Every day that I get closer to fatherhood, I get further from childhood. So in the few weeks I have left before I have a child, I've tried to binge on childish things. So I went to Vegas last weekend and didn't wear my wedding ring. You know, just to see if I got game. Not that I ever had any. Because even as a child I was too adult to do childish things, like have sex with a woman I'm not married to. Not that I was looking for sex last weekend. I just wanted to meet a girl, flirt with the girl, then walk away from the girl so I can imagine having sex with her. To my surprise, the women did find me. At a bar in Excalibur, a group of ladies literally did a 180 after passing me by.

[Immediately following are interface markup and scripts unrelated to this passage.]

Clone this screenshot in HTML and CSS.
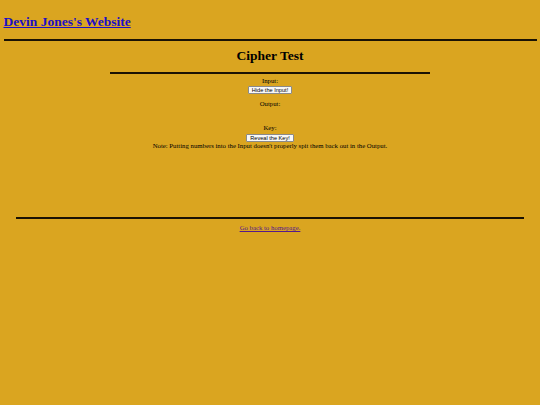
FILE: index.html
```html
<!DOCTYPE html>
<html>
<head>
<meta charset="utf-8">
<title>Cipher Test</title>
<link rel="stylesheet" href="styles.css">
</head>
<body class="page">
<h1 class="site-title"><a class="home-link" href="#">Devin Jones's Website</a></h1>
<hr class="rule rule-full">
<div class="content">
  <h1 class="page-title">Cipher Test</h1>
  <hr class="rule rule-narrow">
  <div class="field">
    <div class="label">Input:</div>
    <button class="btn" type="button">Hide the Input!</button>
  </div>
  <div class="field output">
    <div class="label">Output:</div>
  </div>
  <div class="field key">
    <div class="label">Key:</div>
    <button class="btn" type="button">Reveal the Key!</button>
  </div>
  <p class="note">Note: Putting numbers into the Input doesn't properly spit them back out in the Output.</p>
</div>
<hr class="rule rule-footer">
<p class="footer"><a class="back-link" href="#">Go back to homepage.</a></p>
</body>
</html>
```

FILE: styles.css
```css
html {
  background: #daa520;
}
.page {
  margin: 0;
  padding: 0 3.5px;
  font-family: "Liberation Serif", "Times New Roman", serif;
  font-size: 6.75px;
  color: #000;
  background: #daa520;
}
.site-title {
  font-size: 13.5px;
  line-height: 16px;
  font-weight: bold;
  margin: 13.5px 0 0;
}
.home-link {
  color: #1c0fc4;
}
.rule {
  border: none;
  height: 2px;
  background: #1a1204;
  margin: 0 auto;
}
.rule-full {
  margin-top: 9.5px;
}
.content {
  text-align: center;
}
.page-title {
  font-size: 13.5px;
  line-height: 16px;
  font-weight: bold;
  margin: 6.5px 0 8.8px;
}
.rule-narrow {
  width: 60%;
}
.field {
  display: flex;
  flex-direction: column;
  align-items: center;
  gap: 1.5px;
}
.label {
  line-height: 8px;
}
.field:first-of-type {
  margin-top: 2.5px;
}
.btn {
  box-sizing: border-box;
  height: 8px;
  font-family: "Liberation Sans", Arial, sans-serif;
  font-size: 5.6px;
  line-height: 6px;
  padding: 0 3px;
  background: #f8f8f8;
  border: 0.5px solid #8a8a8a;
  border-radius: 1px;
  color: #000;
}
.output {
  margin-top: 6.2px;
}
.key {
  margin-top: 16px;
}
.note {
  margin: 0;
  line-height: 7.5px;
}
.rule-footer {
  width: 508px;
  margin-top: 68px;
}
.footer {
  text-align: center;
  line-height: 8px;
  margin: 4.7px 0 0;
}
.back-link {
  color: #551a8b;
}
```
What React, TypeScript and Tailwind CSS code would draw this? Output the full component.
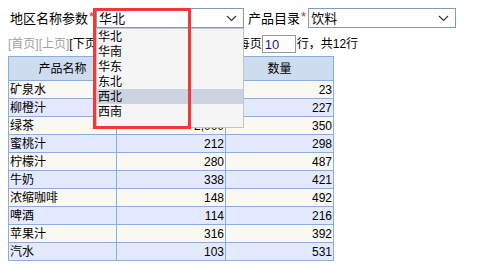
import React from "react";

const rows: [string, string, string][] = [
  ["矿泉水", "180", "23"],
  ["柳橙汁", "256", "227"],
  ["绿茶", "2,000", "350"],
  ["蜜桃汁", "212", "298"],
  ["柠檬汁", "280", "487"],
  ["牛奶", "338", "421"],
  ["浓缩咖啡", "148", "492"],
  ["啤酒", "114", "216"],
  ["苹果汁", "316", "392"],
  ["汽水", "103", "531"],
];

const regions = ["华北", "华南", "华东", "东北", "西北", "西南"];

function Chevron() {
  return (
    <svg width="11" height="7" viewBox="0 0 11 7" className="shrink-0">
      <path d="M1 1 L5.5 5.5 L10 1" fill="none" stroke="#333" strokeWidth="1.1" />
    </svg>
  );
}

function Select({ value, width }: { value: string; width: string }) {
  return (
    <div
      className={`${width} h-[20px] border border-[#7f9db9] bg-white flex items-center justify-between pl-[2px] pr-[6px]`}
    >
      <span className="text-[13px] leading-none text-black">{value}</span>
      <Chevron />
    </div>
  );
}

export default function App() {
  return (
    <div className="relative w-[483px] h-[276px] bg-white text-black text-[13px] font-['Liberation_Sans','Noto_Sans_CJK_SC',sans-serif] overflow-hidden">
      {/* filter row */}
      <div className="flex items-center pt-[8px] pl-[10px] h-[28px]">
        <span className="leading-none">地区名称参数</span>
        <span className="text-[#e02020] leading-none ml-[1px] mr-[2px] self-start mt-[2px]">*</span>
        <Select value="华北" width="w-[148px]" />
        <span className="leading-none ml-[4px]">产品目录</span>
        <span className="text-[#e02020] leading-none ml-[1px] mr-[2px] self-start mt-[2px]">*</span>
        <Select value="饮料" width="w-[148px]" />
      </div>

      {/* pager row (middle part sits under the open list) */}
      <div className="flex items-center pl-[8px] mt-[7px] h-[18px] whitespace-nowrap leading-none text-[12px]">
        <span className="text-[#a0a0a0]">[首页]</span>
        <span className="text-[#a0a0a0]">[上页]</span>
        <span>[下页</span>
        <span className="inline-block w-[141px]" />
        <span>每页</span>
        <div className="w-[34px] h-[18px] border border-[#999] bg-white flex items-center pl-[2px] text-[13px] text-[#1a1a7a]">
          10
        </div>
        <span className="ml-[1px]">行，共12行</span>
      </div>

      {/* table */}
      <table className="ml-[8px] mt-[3px] border-collapse table-fixed w-[325px] text-[12px]">
        <colgroup>
          <col className="w-[108px]" />
          <col className="w-[109px]" />
          <col className="w-[108px]" />
        </colgroup>
        <thead>
          <tr className="h-[24px] bg-[#cedcf0]">
            <th className="border border-[#86afe0] font-normal text-center leading-none">产品名称</th>
            <th className="border border-[#86afe0] font-normal text-center leading-none">销量</th>
            <th className="border border-[#86afe0] font-normal text-center leading-none">数量</th>
          </tr>
        </thead>
        <tbody>
          {rows.map(([name, a, b], i) => (
            <tr key={name} className={`h-[18px] ${i % 2 === 0 ? "bg-[#faf8f3]" : "bg-[#e3eaff]"}`}>
              <td className="border border-[#86afe0] px-[1px] leading-none">{name}</td>
              <td className="border border-[#86afe0] px-[1px] text-right leading-none">{a}</td>
              <td className="border border-[#86afe0] px-[1px] text-right leading-none">{b}</td>
            </tr>
          ))}
        </tbody>
      </table>

      {/* open dropdown list */}
      <div className="absolute left-[96px] top-[28px] w-[148px] h-[100px] bg-[#f5f5f5] border border-[#c4c4c4] text-[12px]">
        {regions.map((r) => (
          <div
            key={r}
            className={`h-[15px] flex items-center pl-[1px] leading-none ${r === "西北" ? "bg-[#cbd2e0]" : ""}`}
          >
            {r}
          </div>
        ))}
      </div>

      {/* red highlight frame */}
      <div className="absolute left-[93px] top-[8px] w-[98px] h-[121px] border-[3px] border-[#f03a3a]" />
    </div>
  );
}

They weren't drunk, they weren't part of some bachelorette party scheme. Just as I began to feel good about the way I combed my hair and the styles that I wear, I find out what they're really doing: just some prostitutes wondering if I wanted to have a good time. I told them no thanks, I'm married.

More later...

Thursday, January 7, 2010


So, this story is predicated by two things:

1) My wife sometimes thinks that I'm much smarter than she is.
2) The night before I was to cook the enchiladas she prepared, she warned me to take off the silicon top to the pan before sticking it in the oven.

And so... (I'll post a picture when I get home)

Monday, September 21, 2009

Wednesday, June 17, 2009

New web series!

Starring the not-Chris Elliott, Chris Schneider. Written by me and Ben Bleichman.

Go to MakinLemonade.blip.tv to watch all 4!

Friday, June 5, 2009

Poison control

I nearly killed someone today. My friend did some window shopping at my herb garden, curious about some of the more exotic things I planted. Turns out pennyroyal, from the mint genus, is deadly poisonous. That wasn't clear until after he sampled a leaf. My friend remembered how he'd heard of the herb--as a medieval potion used for abortions.

We initially went to household remedies: all beer related. My friend's tongue went numb and he started shaking. Wikipedia told me how toxic this plant really is, but I for some reason was not telling him the truth. My frame of mind was to not get his heart rate up, and also to not ruin my buzz.

The call to California Poison Control went like this:

ME: Yeah, my friend just ate a leaf from a pennyroyal plant...
PC: Well, why did he do that?
ME: He didn't know it was poisonous.
PC: Yeah, it's poisonous. Deadly poisonous.
ME: Should we take him to a hospital?!
PC: Ah, lemme check.

We held for seventy-one seconds. It sounded like this guy took this call from his cabin in the Sierras.

PC: Well, if he just ate a leaf, he should be alright. It takes about 100 grams to kill an adult. He may have some bowel trouble for the next couple weeks though.

So far, he's wolfed down a Subway footlong and everything, for the time, seems to be all right.

And I'm getting rid of that awful, useless fucking plant.